Beu: Das wird auch nicht passieren. Entscheidend ist der jeweilige Elternwille, die Situation vor Ort.

Schlömer: Wir sind gerade im ländlichen Raum jetzt in der Lage, durch Gesamt- und Sekundarschulen ein breites Spektrum an Bildung vermitteln zu können. Wir müssten aber eigentlich viel mehr Geld in die Hand nehmen als wir haben, um eine gleichbleibende Qualität in allen Schulen anbieten zu können. Ich war im Wahlkampf in einem Gymnasium. Die machen möglicherweise einen sehr guten Unterricht, aber die Räumlichkeiten sind die blanke Katastrophe. Da wäre Inklusion derzeit nicht möglich.

Wie soll Inklusion denn gehen?

Schlömer: Man muss zuerst ein vernünftiges Konzept haben, eine entsprechende Finanzierung, das umsetzen, dann kann man auf die Akzeptanz der Menschen hoffen.

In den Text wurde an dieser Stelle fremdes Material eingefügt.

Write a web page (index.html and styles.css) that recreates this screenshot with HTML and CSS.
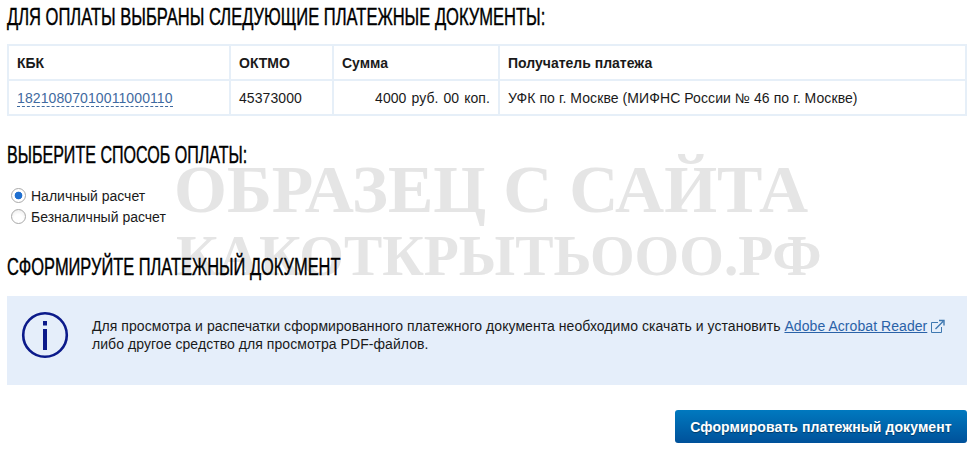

Bombis: Ein solches Inklusionskonzept fordern wir ja ein. Ich halte nichts davon, starre Zielvorgaben zu machen, wie viele behinderte Kinder bis wann in Regelschulen integriert werden. Das wird den Kindern nicht gerecht.

Beu: Zielvorgaben sind aber unverzichtbar. Wenn wir die nicht hätten, ginge es zu langsam voran.

Güler: Wir müssen die UN-Behindertenrechtskonvention umsetzen. Aber wir müssen es besser machen als andere Bundesländer. Ein Beispiel: Es darf uns nicht passieren, was gerade in Hamburg geschieht. Da findet eine Mutter keine Regelschule mit einem Sonderpädagogen, der auf Sprachförderung spezialisiert ist. In diesem Fall ist das Kind wahrscheinlich besser auf einer Förderschule aufgehoben.

Fricke: Die Förderschule hat aber auch ihre Probleme: veraltetes Material, schlechte Bausubstanz, individuelle Förderung nicht immer so, wie man sich das wünscht. Man darf das Idealbild der Förderschule nicht mit der Realität der Regelschule vergleichen. Man muss die Realität auf beiden Seiten zur Grundlage nehmen.

Herr Fricke, ist NRW ein behindertenfreundliches Land?

Fricke: Bei schulischer Inklusion liegt das Land im Bundesländervergleich ziemlich weit hinten.

Sie waren selbst in einer Schule für Körperbehinderte. Wie kann Inklusion gelingen?

Fricke: Wichtig ist die Wohnortnähe. Weil ich einen weiten Schulweg hatte, war es für mich sehr schwierig, Kontakte mit Nachbarskindern zu knüpfen.